**What this task involves:**
Would you write out the listing verbatim and skip every picture in it?
•••••
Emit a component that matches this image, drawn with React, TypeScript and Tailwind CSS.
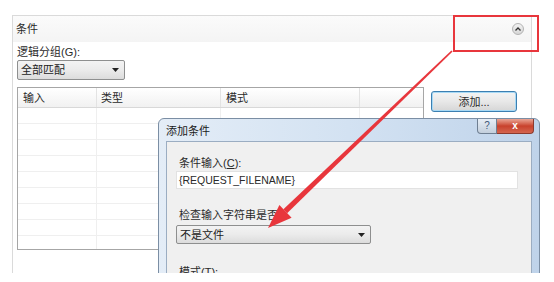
import React from 'react';

const FONT = { fontFamily: '"Liberation Sans", "Noto Sans CJK SC", sans-serif' };

function Dropdown({ label, width }: { label: string; width: string }) {
  return (
    <div
      className={`${width} h-full flex items-center justify-between pl-[3px] pr-[5px] border border-[#8e8f8f] rounded-[2px] bg-gradient-to-b from-[#f3f3f3] via-[#ebebeb] to-[#dcdcdc] text-[#222]`}
    >
      <span>{label}</span>
      <svg width="7" height="4" viewBox="0 0 7 4">
        <path d="M0 0h7L3.5 4z" fill="#222" />
      </svg>
    </div>
  );
}

export default function App() {
  const rows = Array.from({ length: 9 });

  return (
    <div className="w-[554px] h-[282px] bg-white relative overflow-hidden text-[11px] leading-[14px] text-[#2a2a2a]" style={FONT}>
      <div className="h-[273px] overflow-hidden relative pt-[15px] pl-[12px]">
        {/* Conditions panel */}
        <div className="w-[520px] h-[270px] border-l border-t border-r border-[#dadada]">
          <div className="h-[26px] flex items-center justify-between pl-[3px] pr-[7px] bg-gradient-to-b from-[#fbfbfb] to-[#f4f4f4]">
            <span>条件</span>
            <div className="w-[12px] h-[12px] rounded-full border border-[#b3b3b3] bg-gradient-to-b from-[#f2f2f2] to-[#d6d6d6] flex items-center justify-center">
              <svg width="6" height="4" viewBox="0 0 6 4">
                <path d="M0.5 3.5L3 1 5.5 3.5" stroke="#333" strokeWidth="1.3" fill="none" />
              </svg>
            </div>
          </div>

          <div className="pl-[4px]">
            <div className="mt-[3px]">逻辑分组(G):</div>
            <div className="mt-[1px] h-[20px]">
              <Dropdown label="全部匹配" width="w-[108px]" />
            </div>

            <div className="mt-[7px] flex items-start">
              {/* Conditions table */}
              <div className="w-[407px] h-[163px] border border-[#a6a6a6] overflow-hidden bg-white">
                <div className="h-[20px] flex bg-gradient-to-b from-[#ffffff] to-[#f1f1f1] border-b border-[#d8d8d8]">
                  <div className="w-[79px] border-r border-[#e3e3e3] pl-[5px] flex items-center">输入</div>
                  <div className="w-[124px] border-r border-[#e3e3e3] pl-[4px] flex items-center">类型</div>
                  <div className="w-[139px] border-r border-[#e3e3e3] pl-[5px] flex items-center">模式</div>
                  <div className="flex-1" />
                </div>
                {rows.map((_, i) => (
                  <div key={i} className="h-[16px] flex border-b border-[#efefef]">
                    <div className="w-[79px] border-r border-[#efefef]" />
                    <div className="w-[124px] border-r border-[#efefef]" />
                    <div className="w-[139px] border-r border-[#efefef]" />
                    <div className="flex-1" />
                  </div>
                ))}
              </div>

              <div className="ml-[7px] mt-[4px] w-[86px] h-[21px] flex items-center justify-center rounded-[3px] border border-[#3c7fb1] bg-gradient-to-b from-[#f4f4f4] via-[#e8e8e8] to-[#d6d6d6] shadow-[inset_0_0_0_1px_#a7d9f5]">
                添加...
              </div>
            </div>
          </div>
        </div>

        {/* Add condition dialog */}
        <div className="absolute left-[158px] top-[118px] w-[382px] h-[170px] rounded-t-[6px] border border-[#7b8ea4] bg-gradient-to-r from-[#e4edf7] via-[#d3e2f2] to-[#bfd3ea] px-[7px] flex flex-col">
          <div className="h-[22px] flex items-start">
            <span className="mt-[5px] text-[#1a1a1a]">添加条件</span>
            <div className="ml-auto mr-[-2px] flex">
              <div className="w-[20px] h-[15px] border border-[#6f7f92] border-t-0 rounded-bl-[4px] bg-gradient-to-b from-[#e7eef6] to-[#c3cfdc] flex items-center justify-center text-[10px] text-[#3e5a7a]">
                ?
              </div>
              <div className="w-[37px] h-[15px] border border-[#8c3a2e] border-t-0 border-l-0 rounded-br-[4px] bg-gradient-to-b from-[#e9a596] via-[#c8412c] to-[#d4654f] flex items-center justify-center text-[10px] font-bold text-white">
                x
              </div>
            </div>
          </div>

          <div className="flex-1 border border-[#9badc2] bg-[#f0f0f0] pl-[9px] pr-[13px]">
            <div className="mt-[14px] ml-[3px]">
              条件输入(<span className="underline">C</span>):
            </div>
            <div className="mt-[1px] h-[18px] bg-white border border-[#e2e2e2] flex items-center pl-[2px] text-[10.5px]">
              {'{REQUEST_FILENAME}'}
            </div>
            <div className="mt-[19px] ml-[3px]">检查输入字符串是否:</div>
            <div className="mt-[3px] h-[19px]">
              <Dropdown label="不是文件" width="w-[195px]" />
            </div>
            <div className="mt-[21px] ml-[3px]">
              模式(<span className="underline">T</span>):
            </div>
          </div>
        </div>

        {/* Red annotation */}
        <div className="absolute left-[453px] top-[15px] w-[86px] h-[37px] border-2 border-[#e8363c]" />
        <svg className="absolute left-0 top-0" width="554" height="273" viewBox="0 0 554 273">
          <polygon points="452.6,51.6 451.4,50.4 283.4,209.3 287.1,213.2" fill="#e8363c" />
          <polygon points="268,228 279.4,204.9 291.6,217.7" fill="#e8363c" />
        </svg>
      </div>
    </div>
  );
}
•••••
**The response:**
Emit a component that matches this image, drawn with React, TypeScript and Tailwind CSS.
import React from 'react';

const FONT = { fontFamily: '"Liberation Sans", "Noto Sans CJK SC", sans-serif' };

function Dropdown({ label, width }: { label: string; width: string }) {
  return (
    <div
      className={`${width} h-full flex items-center justify-between pl-[3px] pr-[5px] border border-[#8e8f8f] rounded-[2px] bg-gradient-to-b from-[#f3f3f3] via-[#ebebeb] to-[#dcdcdc] text-[#222]`}
    >
      <span>{label}</span>
      <svg width="7" height="4" viewBox="0 0 7 4">
        <path d="M0 0h7L3.5 4z" fill="#222" />
      </svg>
    </div>
  );
}

export default function App() {
  const rows = Array.from({ length: 9 });

  return (
    <div className="w-[554px] h-[282px] bg-white relative overflow-hidden text-[11px] leading-[14px] text-[#2a2a2a]" style={FONT}>
      <div className="h-[273px] overflow-hidden relative pt-[15px] pl-[12px]">
        {/* Conditions panel */}
        <div className="w-[520px] h-[270px] border-l border-t border-r border-[#dadada]">
          <div className="h-[26px] flex items-center justify-between pl-[3px] pr-[7px] bg-gradient-to-b from-[#fbfbfb] to-[#f4f4f4]">
            <span>条件</span>
            <div className="w-[12px] h-[12px] rounded-full border border-[#b3b3b3] bg-gradient-to-b from-[#f2f2f2] to-[#d6d6d6] flex items-center justify-center">
              <svg width="6" height="4" viewBox="0 0 6 4">
                <path d="M0.5 3.5L3 1 5.5 3.5" stroke="#333" strokeWidth="1.3" fill="none" />
              </svg>
            </div>
          </div>

          <div className="pl-[4px]">
            <div className="mt-[3px]">逻辑分组(G):</div>
            <div className="mt-[1px] h-[20px]">
              <Dropdown label="全部匹配" width="w-[108px]" />
            </div>

            <div className="mt-[7px] flex items-start">
              {/* Conditions table */}
              <div className="w-[407px] h-[163px] border border-[#a6a6a6] overflow-hidden bg-white">
                <div className="h-[20px] flex bg-gradient-to-b from-[#ffffff] to-[#f1f1f1] border-b border-[#d8d8d8]">
                  <div className="w-[79px] border-r border-[#e3e3e3] pl-[5px] flex items-center">输入</div>
                  <div className="w-[124px] border-r border-[#e3e3e3] pl-[4px] flex items-center">类型</div>
                  <div className="w-[139px] border-r border-[#e3e3e3] pl-[5px] flex items-center">模式</div>
                  <div className="flex-1" />
                </div>
                {rows.map((_, i) => (
                  <div key={i} className="h-[16px] flex border-b border-[#efefef]">
                    <div className="w-[79px] border-r border-[#efefef]" />
                    <div className="w-[124px] border-r border-[#efefef]" />
                    <div className="w-[139px] border-r border-[#efefef]" />
                    <div className="flex-1" />
                  </div>
                ))}
              </div>

              <div className="ml-[7px] mt-[4px] w-[86px] h-[21px] flex items-center justify-center rounded-[3px] border border-[#3c7fb1] bg-gradient-to-b from-[#f4f4f4] via-[#e8e8e8] to-[#d6d6d6] shadow-[inset_0_0_0_1px_#a7d9f5]">
                添加...
              </div>
            </div>
          </div>
        </div>

        {/* Add condition dialog */}
        <div className="absolute left-[158px] top-[118px] w-[382px] h-[170px] rounded-t-[6px] border border-[#7b8ea4] bg-gradient-to-r from-[#e4edf7] via-[#d3e2f2] to-[#bfd3ea] px-[7px] flex flex-col">
          <div className="h-[22px] flex items-start">
            <span className="mt-[5px] text-[#1a1a1a]">添加条件</span>
            <div className="ml-auto mr-[-2px] flex">
              <div className="w-[20px] h-[15px] border border-[#6f7f92] border-t-0 rounded-bl-[4px] bg-gradient-to-b from-[#e7eef6] to-[#c3cfdc] flex items-center justify-center text-[10px] text-[#3e5a7a]">
                ?
              </div>
              <div className="w-[37px] h-[15px] border border-[#8c3a2e] border-t-0 border-l-0 rounded-br-[4px] bg-gradient-to-b from-[#e9a596] via-[#c8412c] to-[#d4654f] flex items-center justify-center text-[10px] font-bold text-white">
                x
              </div>
            </div>
          </div>

          <div className="flex-1 border border-[#9badc2] bg-[#f0f0f0] pl-[9px] pr-[13px]">
            <div className="mt-[14px] ml-[3px]">
              条件输入(<span className="underline">C</span>):
            </div>
            <div className="mt-[1px] h-[18px] bg-white border border-[#e2e2e2] flex items-center pl-[2px] text-[10.5px]">
              {'{REQUEST_FILENAME}'}
            </div>
            <div className="mt-[19px] ml-[3px]">检查输入字符串是否:</div>
            <div className="mt-[3px] h-[19px]">
              <Dropdown label="不是文件" width="w-[195px]" />
            </div>
            <div className="mt-[21px] ml-[3px]">
              模式(<span className="underline">T</span>):
            </div>
          </div>
        </div>

        {/* Red annotation */}
        <div className="absolute left-[453px] top-[15px] w-[86px] h-[37px] border-2 border-[#e8363c]" />
        <svg className="absolute left-0 top-0" width="554" height="273" viewBox="0 0 554 273">
          <polygon points="452.6,51.6 451.4,50.4 283.4,209.3 287.1,213.2" fill="#e8363c" />
          <polygon points="268,228 279.4,204.9 291.6,217.7" fill="#e8363c" />
        </svg>
      </div>
    </div>
  );
}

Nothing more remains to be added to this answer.